La situazione del Montepaschi di Siena la conosciamo tutti: una banca praticamente fallita non solo per l’operazione (folle) di acquisto di Antonveneta a un prezzo altissimo, ma soprattutto perché da sempre considerata una “banca del territorio”. Definizione che nasconde una gestione basata su concessione di crediti non sulla base dell’affidabilità ma delle amicizie o dei legami politici
assunzioni clientelari, ingerenze di ogni tipo da parte di partiti ed enti vari (basti ricordare il “finalmente avremo una banca” di Fassino).
Tutto ciò non poteva che portare prima o poi a una situazione fallimentare. Situazione evitata con l’entrata dello Stato nel capitale con un finanziamento di circa 3 miliardi: finanziamento che la Ue ha accettato di non considerare aiuto di stato purché il Ministero delle Finanze si impegnasse a vendere la partecipazione entro 4 anni con un’operazione di mercato.
Per anni i vari governi succedutisi si sono comportati secondo uno schema caratteristico della nostra politica: rinviare il tutto sperando nello stellone italico o nell’arrivo di un altro governo a cui lasciare la patata bollente.
Peccato che alla fine la scadenza si è avvicinata e allora è stato giocoforza cercare un compratore: impresa quasi impossibile perché nessuno si è fatto avanti; solo una recalcitrante Unicredit che ha posto tali e tante condizioni da farlo diventare l’affare del secolo: un compratore che invece di pagare un prezzo riceve 8 miliardi !
Alla fine, saltato tutto, la scadenza si avvicina e tutto resta in alto mare: c’è chi propone di chiedere alla Ue un rinvio della scadenza (come se 4 anni non fossero sufficienti per imbastire una vendita) , chi di fonderla con una banca in stato fallimentare come la Cassa di Risparmio di Bari per creare una fantomatica “Banca del Sud” ( come se riunire due debolezze potesse creare un successo), chi di farla continuare “stand alone”, elegante definizione per dire di lasciare tutto come prima, con la banca che continua da sola praticamente con le stesse modalità di prima. Una nuova Alitalia destinata a vivere continuamente alle spalle dei contribuenti chiamati a tamponare continuamente una situazione di deficit cronico; non bisogna dimentica che il Montepaschi risulta dagli ultimi “stress test” come la peggiore banca europea.

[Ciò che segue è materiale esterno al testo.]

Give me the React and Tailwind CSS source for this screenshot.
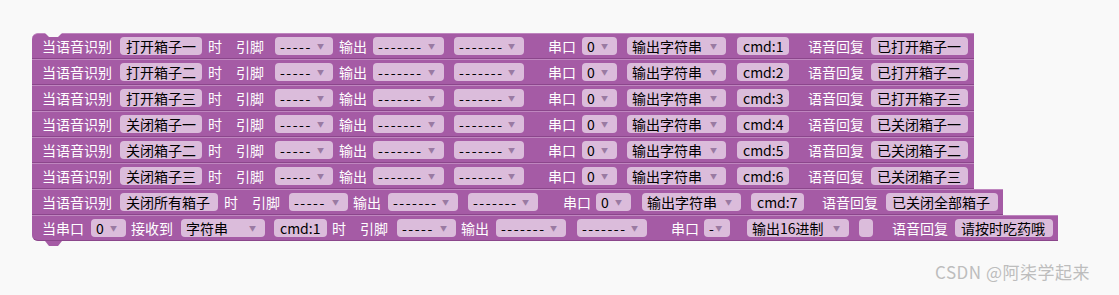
import React from 'react';

const BLOCK = 'bg-[#a55ba5]';

function Label({ text, className = '' }) {
  return <span className={`text-white whitespace-nowrap ${className}`}>{text}</span>;
}

function Field({ text, className = '' }) {
  return (
    <span className={`h-[18px] rounded-[4px] bg-[#dbbcdb] px-[6px] text-black leading-[18px] whitespace-nowrap ${className}`}>
      {text}
    </span>
  );
}

function Drop({ text, className = '' }) {
  const dashes = text.startsWith('-');
  return (
    <span className={`h-[18px] rounded-[4px] bg-[#dbbcdb] pl-[5px] pr-[9px] flex items-center justify-between text-black leading-[18px] whitespace-nowrap ${className}`}>
      <span className={dashes ? 'tracking-[1.5px]' : ''}>{text}</span>
      <span className="text-[7px] text-[#9a7aa2]">▼</span>
    </span>
  );
}

function Row({ items, className = '' }) {
  return (
    <div className={`relative h-[26px] flex items-center pl-[10px] ${BLOCK} border-t border-t-[#bf86bf] border-b border-b-[#8b468b] ${className}`}>
      {items.map(([Kind, text, cls], i) => (
        <Kind key={i} text={text} className={cls} />
      ))}
    </div>
  );
}

const boxRows = [
  ['打开箱子一', '1', '已打开箱子一'],
  ['打开箱子二', '2', '已打开箱子二'],
  ['打开箱子三', '3', '已打开箱子三'],
  ['关闭箱子一', '4', '已关闭箱子一'],
  ['关闭箱子二', '5', '已关闭箱子二'],
  ['关闭箱子三', '6', '已关闭箱子三'],
];

const voiceItems = (name, n, reply) => [
  [Label, '当语音识别', ''],
  [Field, name, 'ml-[8px] w-[82px]'],
  [Label, '时', 'ml-[6px]'],
  [Label, '引脚', 'ml-[14px]'],
  [Drop, '-----', 'ml-[11px] w-[58px]'],
  [Label, '输出', 'ml-[6px]'],
  [Drop, '-------', 'ml-[6px] w-[71px]'],
  [Drop, '-------', 'ml-[10px] w-[70px]'],
  [Label, '串口', 'ml-[24px]'],
  [Drop, '0', 'ml-[6px] w-[35px]'],
  [Drop, '输出字符串', 'ml-[10px] w-[99px]'],
  [Field, `cmd:${n}`, 'ml-[11px] w-[52px]'],
  [Label, '语音回复', 'ml-[19px]'],
  [Field, reply, 'ml-[7px] w-[97px]'],
];

const row7 = [
  [Label, '当语音识别', ''],
  [Field, '关闭所有箱子', 'ml-[8px] w-[98px]'],
  [Label, '时', 'ml-[6px]'],
  [Label, '引脚', 'ml-[14px]'],
  [Drop, '-----', 'ml-[9px] w-[59px]'],
  [Label, '输出', 'ml-[5px]'],
  [Drop, '-------', 'ml-[7px] w-[70px]'],
  [Drop, '-------', 'ml-[10px] w-[70px]'],
  [Label, '串口', 'ml-[25px]'],
  [Drop, '0', 'ml-[5px] w-[35px]'],
  [Drop, '输出字符串', 'ml-[11px] w-[99px]'],
  [Field, 'cmd:7', 'ml-[10px] w-[53px]'],
  [Label, '语音回复', 'ml-[18px]'],
  [Field, '已关闭全部箱子', 'ml-[8px] w-[112px]'],
];

const row8 = [
  [Label, '当串口', ''],
  [Drop, '0', 'ml-[7px] w-[35px]'],
  [Label, '接收到', 'ml-[5px]'],
  [Drop, '字符串', 'ml-[8px] w-[84px]'],
  [Field, 'cmd:1', 'ml-[9px] w-[53px]'],
  [Label, '时', 'ml-[5px]'],
  [Label, '引脚', 'ml-[14px]'],
  [Drop, '-----', 'ml-[9px] w-[59px]'],
  [Label, '输出', 'ml-[5px]'],
  [Drop, '-------', 'ml-[7px] w-[70px]'],
  [Drop, '-------', 'ml-[11px] w-[70px]'],
  [Label, '串口', 'ml-[24px]'],
  [Drop, '-', 'ml-[5px] w-[26px]'],
  [Drop, '输出16进制', 'ml-[17px] w-[102px]'],
  [Field, '', 'ml-[10px] w-[14px]'],
  [Label, '语音回复', 'ml-[19px]'],
  [Field, '请按时吃药哦', 'ml-[7px] w-[98px]'],
];

export default function App() {
  return (
    <div
      className="relative h-[295px] w-full bg-[#f9f9f9] overflow-hidden text-[14px]"
      style={{ fontFamily: '"Noto Sans CJK SC", "Noto Sans", sans-serif' }}
    >
      <div className="relative pt-[33px] pl-[32px] flex flex-col items-start">
        {boxRows.map(([name, n, reply], i) => (
          <Row
            key={i}
            items={voiceItems(name, n, reply)}
            className={`w-[942px] pr-[6px] ${i === 0 ? 'rounded-tl-[6px]' : ''}`}
          />
        ))}
        <Row items={row7} className="w-[971px] pr-[5px]" />
        <Row items={row8} className="w-[1026px] pr-[5px] rounded-bl-[6px]" />

        {/* top notch + bottom tab */}
        <svg className="absolute left-[45px] top-[33px]" width="18" height="5" viewBox="0 0 18 5">
          <path d="M0 0 L4 4 L13 4 L17 0 Z" fill="#f9f9f9" />
        </svg>
        <svg className="absolute left-[45px] top-[241px]" width="18" height="6" viewBox="0 0 18 6">
          <path d="M0 0 L4 5 L13 5 L17 0 Z" fill="#a55ba5" />
        </svg>
      </div>

      <div className="absolute right-[29px] bottom-[11px] text-[17px] text-[#bdbdbd] tracking-[0.5px]">
        CSDN @阿柒学起来
      </div>
    </div>
  );
}
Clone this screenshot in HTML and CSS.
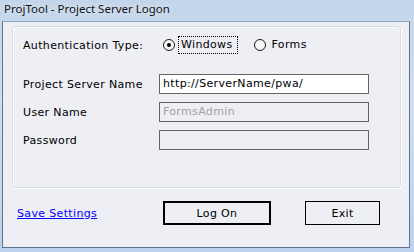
FILE: index.html
```html
<!DOCTYPE html>
<html lang="en">
<head>
    <meta charset="UTF-8">
    <meta name="viewport" content="width=device-width, initial-scale=1.0">
    <title>ProjTool - Project Server Logon</title>
    <link rel="stylesheet" href="styles.css">
</head>
<body>
    <div class="window">
        <div class="titlebar">ProjTool - Project Server Logon</div>
        <div class="client">
            <div class="groupbox">
                <div class="row auth-row">
                    <span class="label">Authentication Type:</span>
                    <div class="radios">
                        <label class="radio checked">
                            <span class="radio-dot"></span>
                            <span class="radio-text focus">Windows</span>
                        </label>
                        <label class="radio">
                            <span class="radio-dot"></span>
                            <span class="radio-text">Forms</span>
                        </label>
                    </div>
                </div>
                <div class="row field-row">
                    <span class="label">Project Server Name</span>
                    <div class="textbox">http://ServerName/pwa/</div>
                </div>
                <div class="row field-row">
                    <span class="label">User Name</span>
                    <div class="textbox disabled">FormsAdmin</div>
                </div>
                <div class="row field-row">
                    <span class="label">Password</span>
                    <div class="textbox disabled"></div>
                </div>
            </div>
            <div class="footer">
                <a href="#" class="link">Save Settings</a>
                <button class="btn default">Log On</button>
                <button class="btn exit">Exit</button>
            </div>
        </div>
    </div>
</body>
</html>
```

FILE: styles.css
```css
body {
    margin: 0;
    width: 414px;
    height: 252px;
    overflow: hidden;
    font-family: "DejaVu Sans", Verdana, sans-serif;
    font-size: 11px;
    letter-spacing: 0.35px;
    color: #000;
}
.window {
    width: 414px;
    height: 252px;
    box-sizing: border-box;
    padding: 0 4px 4px 2px;
    background: linear-gradient(to bottom, #c3d5ea 0%, #cfdff0 40%, #bcd2ec 100%);
    display: flex;
    flex-direction: column;
}
.titlebar {
    height: 21px;
    line-height: 18px;
    padding-left: 2px;
    font-family: "Noto Sans", sans-serif;
    font-size: 11.5px;
    letter-spacing: 0;
    color: #111;
    text-shadow: 0 0 6px #eef4fb;
}
.client {
    flex: 1;
    background: #eeeef5;
    border: 1px solid #5d7391;
    border-top-color: #8ea3bc;
    padding: 4px 8px 0 9px;
}
.groupbox {
    width: 377px;
    height: 151px;
    border: 1px solid #d5dfe5;
    border-radius: 3px;
    box-shadow: inset 1px 1px 0 #fff, 1px 1px 0 #fff;
    padding: 9px 0 0 10px;
}
.row {
    display: flex;
    align-items: center;
}
.label {
    width: 136px;
    flex-shrink: 0;
}
.auth-row {
    height: 18px;
    margin-bottom: 20px;
}
.field-row {
    height: 20px;
    margin-bottom: 8px;
}
.radios {
    display: flex;
    align-items: center;
    margin-left: 4px;
}
.radio {
    display: flex;
    align-items: center;
}
.radio + .radio {
    margin-left: 16px;
}
.radio-dot {
    width: 10px;
    height: 10px;
    border: 1px solid #1c1c1c;
    border-radius: 50%;
    background: #f7f7f7;
    display: flex;
    align-items: center;
    justify-content: center;
    margin-right: 3px;
}
.checked .radio-dot::after {
    content: "";
    width: 4px;
    height: 4px;
    border-radius: 50%;
    background: #000;
}
.radio-text {
    padding: 1px 4px 1px 2px;
    line-height: 14px;
    border: 1px dotted transparent;
}
.radio-text.focus {
    border-color: #000;
}
.textbox {
    width: 205px;
    height: 18px;
    border: 1px solid #646464;
    background: #fff;
    line-height: 18px;
    padding-left: 3px;
}
.textbox.disabled {
    background: #eeeef5;
    color: #a2a2a2;
}
.footer {
    display: flex;
    align-items: center;
    margin-top: 13px;
    padding-left: 5px;
}
.link {
    color: #0000ff;
    width: 146px;
}
.btn {
    font-family: "DejaVu Sans", Verdana, sans-serif;
    font-size: 11px;
    letter-spacing: 0.35px;
    color: #000;
    background: #eeeef5;
    border: 1px solid #000;
    height: 24px;
    padding: 0;
}
.btn.default {
    border-width: 2px;
    width: 108px;
}
.btn.exit {
    width: 75px;
    margin-left: 34px;
}
```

Tutte situazioni e operazioni che con il mercato non hanno nulla a che fare: in un vero mercato il prezzo viene stabilito dalla contrattazione tra le parti e se non esiste un compratore significa solamente che ciò che si vende (in questo caso il Montepaschi) non ha valore: nel caso di un’impresa significa che è fallita.
E non è una tragedia nazionale salvo che per i politici che usano e hanno usato la banca come un bancomat. È è già avvenuto altre volte e da li si è ripartiti: un caso esemplare è stato quello del Banco Ambrosiano.
Fallito per le scorribande di Calvi e compagnia, è fallito ed è stato riaperto nello spazio di un weekend: nessuno ha perso il lavoro, i correntisti sono stati tutelati e addirittura i piccoli azionisti hanno ricevuto azioni del Nuovo Banco Ambrosiano in cambio. Da lì è nata l’operazione che ha portato alla nascita di Intesa, la prima banca italiana.
Dobbiamo credere che la Prima Repubblica e Andreatta fossero meglio?